Son más de las 9:00 pm de un miércoles. A escasas cuadras de mi casa suenan redoblantes y bombos de una banda escolar. Cada noche se reúne para ensayar sus desfiles de fiestas patrias, atiborrados de parafernalia militar. O sea, niños marchando como soldados, dirigidos por un una suerte de comandante. Atuendos militares exaltando la ideología de la no deliberación, quizá de modo inconsciente; no por ello menos dañina para los cerebros infantiles.

“Todos tienen que ir a marchar al desfile del 15 de septiembre, es obligatorio, son 5 puntos”, decía la maestra en la primaria. No había opción. No te dan a elegir. El niño es sometido a la normalización de la estética decimonónica que pervive en la inconsciencia social. Se vuelve ordinaria la clara apología del militarismo. Imposible pensar en otras ceremonias sociales que inviten a… pensar…

¿Cuánto trabajo nos cuesta pensar de otra manera?

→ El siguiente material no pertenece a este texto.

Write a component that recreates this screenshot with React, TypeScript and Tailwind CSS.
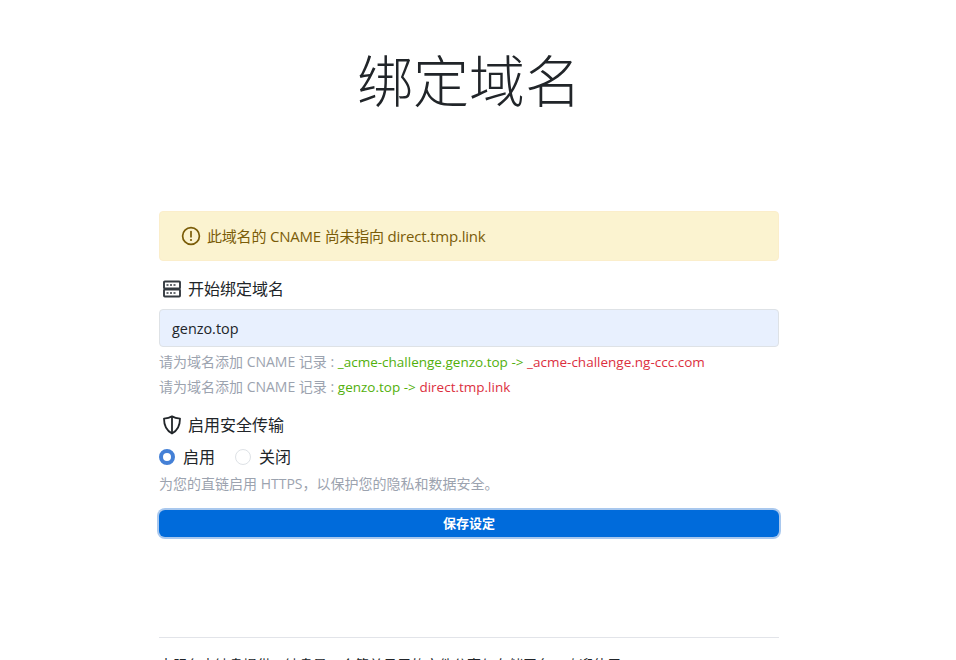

Un niño desde la primaria está expuesto a consumir los discursos tradicionales y  poco críticos de  la docencia, memorizar himnos, conocer la historia según la versión unilateral de alguna editorial que dice que gracias a Cristóbal Colón se descubrió este continente. No te enseñan la riqueza cultural ya existente dentro de estas tierras. En las instituciones educativas (sin contar a la familia…) se comienza el proceso de asimilar estigmas, la identificación inconsciente del clasismo.

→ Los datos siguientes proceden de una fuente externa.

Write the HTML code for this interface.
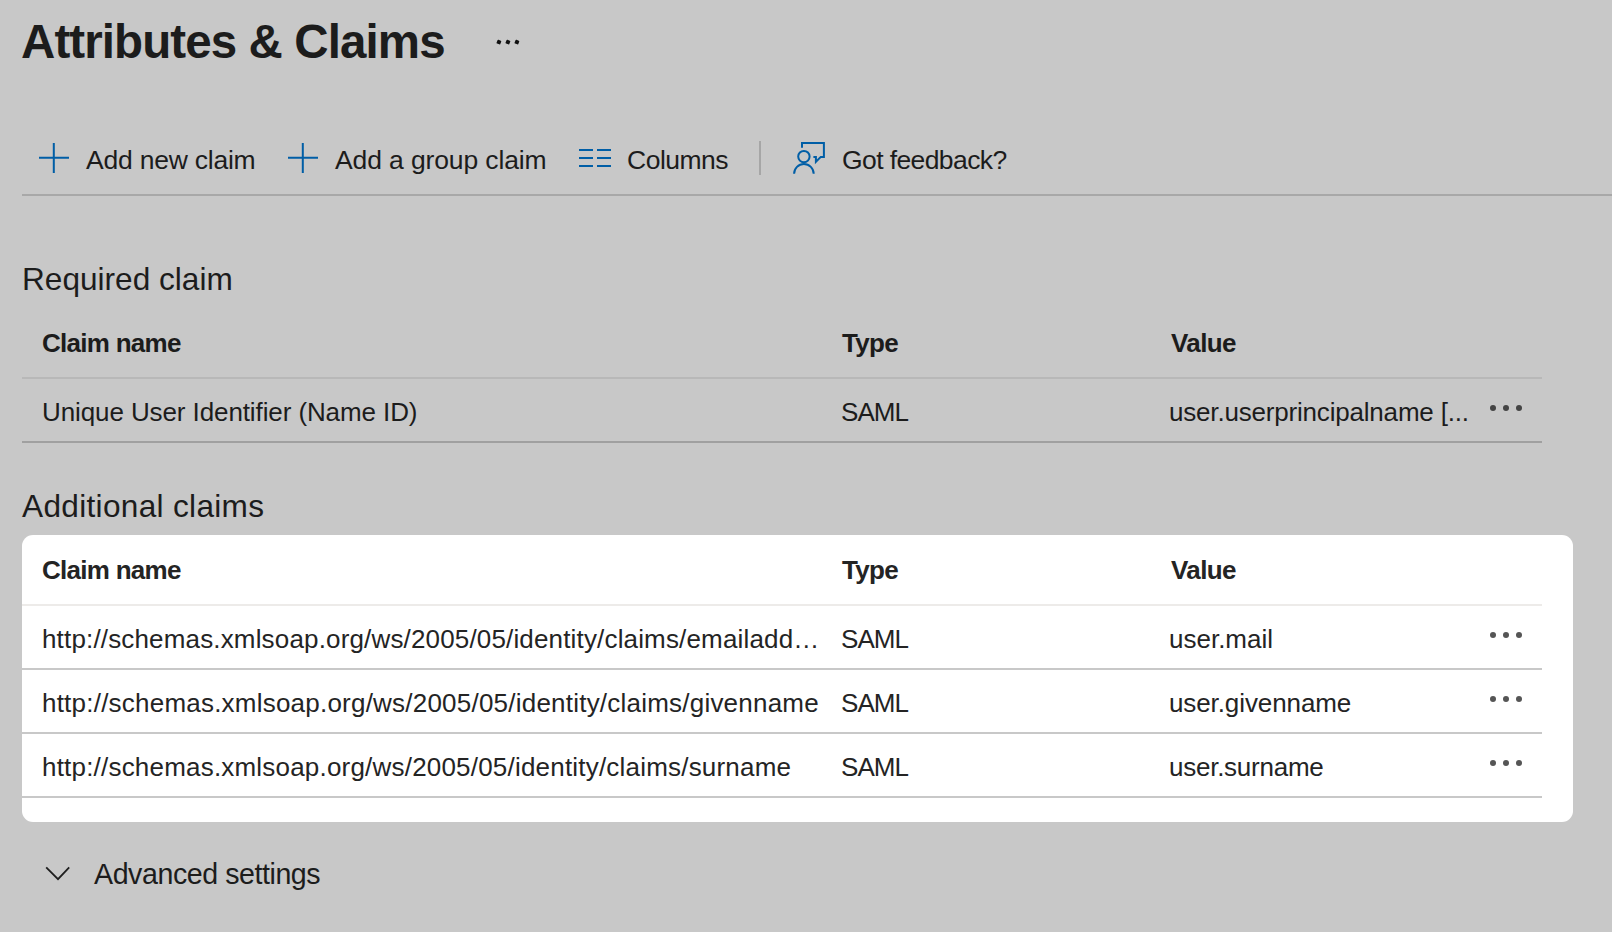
<!DOCTYPE html>
<html>
<head>
<meta charset="utf-8">
<style>
html,body{margin:0;padding:0;}
body{width:1612px;height:932px;overflow:hidden;background:#c8c8c8;position:relative;font-family:"Liberation Sans",sans-serif;color:#1c1c1c;}
.t{position:absolute;white-space:nowrap;}
.w{color:#242424;}
.ln{position:absolute;height:2px;}
.dots{position:absolute;width:6px;height:6px;border-radius:50%;background:#555;}
#box{position:absolute;left:22px;top:535px;width:1551px;height:287px;background:#fff;border-radius:11px;}
</style>
</head>
<body>
<!-- Title -->
<div class="t" style="left:21px;top:17.5px;font-size:47.5px;line-height:47.5px;font-weight:700;letter-spacing:-0.9px;">Attributes &amp; Claims</div>
<div class="t" style="left:497.2px;top:40.3px;width:3.6px;height:3.6px;background:#111;border-radius:0.8px;transform:rotate(22deg);"></div>
<div class="t" style="left:506.2px;top:40.3px;width:3.6px;height:3.6px;background:#111;border-radius:0.8px;transform:rotate(22deg);"></div>
<div class="t" style="left:515.2px;top:40.3px;width:3.6px;height:3.6px;background:#111;border-radius:0.8px;transform:rotate(22deg);"></div>

<!-- Toolbar -->
<svg class="t" style="left:38px;top:142px" width="32" height="32" viewBox="0 0 32 32"><path d="M1 15.7H31M15.8 1V31" stroke="#005ea6" stroke-width="2" fill="none"/></svg>
<div class="t" style="left:86px;top:146.6px;font-size:26.5px;line-height:26.5px;letter-spacing:-0.22px">Add new claim</div>
<svg class="t" style="left:287px;top:142px" width="32" height="32" viewBox="0 0 32 32"><path d="M1 15.7H31M15.8 1V31" stroke="#005ea6" stroke-width="2" fill="none"/></svg>
<div class="t" style="left:335px;top:146.6px;font-size:26.5px;line-height:26.5px;letter-spacing:-0.12px">Add a group claim</div>
<svg class="t" style="left:578px;top:148px" width="34" height="20" viewBox="0 0 34 20"><path d="M1 2H15M1 10H15M1 18H15M19 2H33M19 10H33M19 18H33" stroke="#005ea6" stroke-width="2" fill="none"/></svg>
<div class="t" style="left:627px;top:146.6px;font-size:26.5px;line-height:26.5px;letter-spacing:-0.5px">Columns</div>
<div class="t" style="left:759px;top:141px;width:2px;height:34px;background:#a6a6a6;"></div>
<svg class="t" style="left:790px;top:138px" width="40" height="40" viewBox="0 0 40 40"><g stroke="#005ea6" stroke-width="2" fill="none"><path d="M12 9.8V5.1H33.9V18.9H30.8L25.9 23.8V18.9H23.4"/><circle cx="13.9" cy="18.6" r="5.7"/><path d="M4.1 35.8A9.8 9.8 0 0 1 23.7 35.8"/></g></svg>
<div class="t" style="left:842px;top:146.6px;font-size:26.5px;line-height:26.5px;letter-spacing:-0.6px">Got feedback?</div>
<div class="ln" style="left:22px;top:194px;width:1590px;background:#a8a8a8;"></div>

<!-- Required claim -->
<div class="t" style="left:22px;top:264px;font-size:31.6px;line-height:31.6px;">Required claim</div>
<div class="t" style="left:42px;top:329.8px;font-size:26px;line-height:26px;font-weight:700;letter-spacing:-0.72px">Claim name</div>
<div class="t" style="left:842px;top:329.8px;font-size:26px;line-height:26px;font-weight:700;letter-spacing:-0.67px">Type</div>
<div class="t" style="left:1171px;top:329.8px;font-size:26px;line-height:26px;font-weight:700;letter-spacing:-0.6px">Value</div>
<div class="ln" style="left:22px;top:377px;width:1520px;background:#b8b8b8;"></div>
<div class="t" style="left:42px;top:398.9px;font-size:26px;line-height:26px;letter-spacing:-0.1px">Unique User Identifier (Name ID)</div>
<div class="t" style="left:841px;top:398.9px;font-size:26px;line-height:26px;letter-spacing:-0.93px">SAML</div>
<div class="t" style="left:1169px;top:398.9px;font-size:26px;line-height:26px;letter-spacing:-0.19px">user.userprincipalname [...</div>
<div class="dots" style="left:1490px;top:405px;background:#444;"></div>
<div class="dots" style="left:1503px;top:405px;background:#444;"></div>
<div class="dots" style="left:1516px;top:405px;background:#444;"></div>
<div class="ln" style="left:22px;top:441px;width:1520px;background:#a0a0a0;"></div>

<!-- Additional claims -->
<div class="t" style="left:22px;top:490.9px;font-size:31.6px;line-height:31.6px;letter-spacing:0.31px">Additional claims</div>
<div id="box"></div>
<div class="t w" style="left:42px;top:556.9px;font-size:26px;line-height:26px;font-weight:700;letter-spacing:-0.72px">Claim name</div>
<div class="t w" style="left:842px;top:556.9px;font-size:26px;line-height:26px;font-weight:700;letter-spacing:-0.67px">Type</div>
<div class="t w" style="left:1171px;top:556.9px;font-size:26px;line-height:26px;font-weight:700;letter-spacing:-0.6px">Value</div>
<div class="ln" style="left:22px;top:604px;width:1520px;background:#edebe9;"></div>

<div class="t w" style="left:42px;top:625.6px;font-size:26px;line-height:26px;letter-spacing:0.16px">http://schemas.xmlsoap.org/ws/2005/05/identity/claims/emailadd…</div>
<div class="t w" style="left:841px;top:625.6px;font-size:26px;line-height:26px;letter-spacing:-0.93px">SAML</div>
<div class="t w" style="left:1169px;top:625.6px;font-size:26px;line-height:26px;">user.mail</div>
<div class="dots" style="left:1490px;top:632.2px;"></div>
<div class="dots" style="left:1503px;top:632.2px;"></div>
<div class="dots" style="left:1516px;top:632.2px;"></div>
<div class="ln" style="left:22px;top:667.5px;width:1520px;background:#c8c8c8;"></div>

<div class="t w" style="left:42px;top:689.6px;font-size:26px;line-height:26px;letter-spacing:0.22px">http://schemas.xmlsoap.org/ws/2005/05/identity/claims/givenname</div>
<div class="t w" style="left:841px;top:689.6px;font-size:26px;line-height:26px;letter-spacing:-0.93px">SAML</div>
<div class="t w" style="left:1169px;top:689.6px;font-size:26px;line-height:26px;letter-spacing:-0.1px;">user.givenname</div>
<div class="dots" style="left:1490px;top:696.2px;"></div>
<div class="dots" style="left:1503px;top:696.2px;"></div>
<div class="dots" style="left:1516px;top:696.2px;"></div>
<div class="ln" style="left:22px;top:732px;width:1520px;background:#c8c8c8;"></div>

<div class="t w" style="left:42px;top:754px;font-size:26px;line-height:26px;letter-spacing:0.2px">http://schemas.xmlsoap.org/ws/2005/05/identity/claims/surname</div>
<div class="t w" style="left:841px;top:754px;font-size:26px;line-height:26px;letter-spacing:-0.93px">SAML</div>
<div class="t w" style="left:1169px;top:754px;font-size:26px;line-height:26px;letter-spacing:-0.25px;">user.surname</div>
<div class="dots" style="left:1490px;top:760.2px;"></div>
<div class="dots" style="left:1503px;top:760.2px;"></div>
<div class="dots" style="left:1516px;top:760.2px;"></div>
<div class="ln" style="left:22px;top:796px;width:1520px;background:#c8c8c8;"></div>

<!-- Advanced settings -->
<svg class="t" style="left:44px;top:864px" width="28" height="18" viewBox="0 0 28 18"><path d="M2.2 3.3L14 15.1L25.2 3.3" stroke="#1f1f1f" stroke-width="1.8" fill="none"/></svg>
<div class="t" style="left:94px;top:859.5px;font-size:28.6px;line-height:28.6px;letter-spacing:-0.44px">Advanced settings</div>
</body>
</html>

Aprender a pensar por sí mismo, lograr escapar de la burbuja religiosa que se nos impone sistemáticamente, es complicado. No se trata de irse al otro extremo y dejar por un lado el culto que se nos enseñó en casa y en las aulas. Se trata de limpiar las lagañas de inopia que inhibe la curiosidad y el asombro natural de la desventurada humanidad.

“Siéntanse dichosos, porque en países como Cuba o Nicaragua la educación está ideologizada, les enseñan pensamientos de izquierda desde pequeños”. Discursos habituales, sobre todo en aulas de colegios privados. Para muchas personas, es casi milagroso el llegar a darse cuenta que aquí la educación también está ideologizada. ¿Por qué nunca escuché de Severo Martínez Peláez en las clases de historia? ¿Por qué nunca me mostraron los poemas de… digamos… Humberto Ak’abal?

En cada bendito acto cívico nos hacían recitar una jura a la bandera, con palabras de las que no teníamos mínima idea, repetidas hasta el asco. Pasábamos más tiempo memorizando que aprendiendo a razonar. Amar una patria que no existe. Otros hemos comenzado a despertar, somnolientos, con miedo, y a veces con deseos de volver a la caverna.

No sorprende la preocupación que le provoca al sector conservador ver a un grupo de niños quetzaltecos sostener un cartel con consignas contra la corrupción. Cómo no van a opinar que los niños deben estar fuera de los temas políticos, si lo menos conveniente para sus intereses es que absorvan únicamente las formas de pensar que favorecen al status quo.

La acción de los niños que portaban estas pancartas de repudio contra Jimmy Morales es una esperanza. Es una señal oportuna y digna, pues paradójicamente en Guatemala la niñez y la juventud son el grupo que abarca la mayor cantidad de población y son los que menos participación tienen. También son los primeros en sentir los embates de los efectos naturales de la corrupción.

Cómo se puede entender que un funcionario o un grupo social se indigne por ver a niños protestando, pero se queden de brazos cruzados frente a los abusos sexuales y explotación laboral que estos sufren. Cómo no querer sentirse ajeno de una patria que te obliga a amarla mientras te hace olvidar tus derechos, mientras te tapa los ojos ante la gran gama de formas de pensamiento existente.

Los 15 de septiembre son ruines en la patria del criollo. ¿Cómo celebrar la libertad con marchas y tonos militares en la capital latinoamericana del genocidio?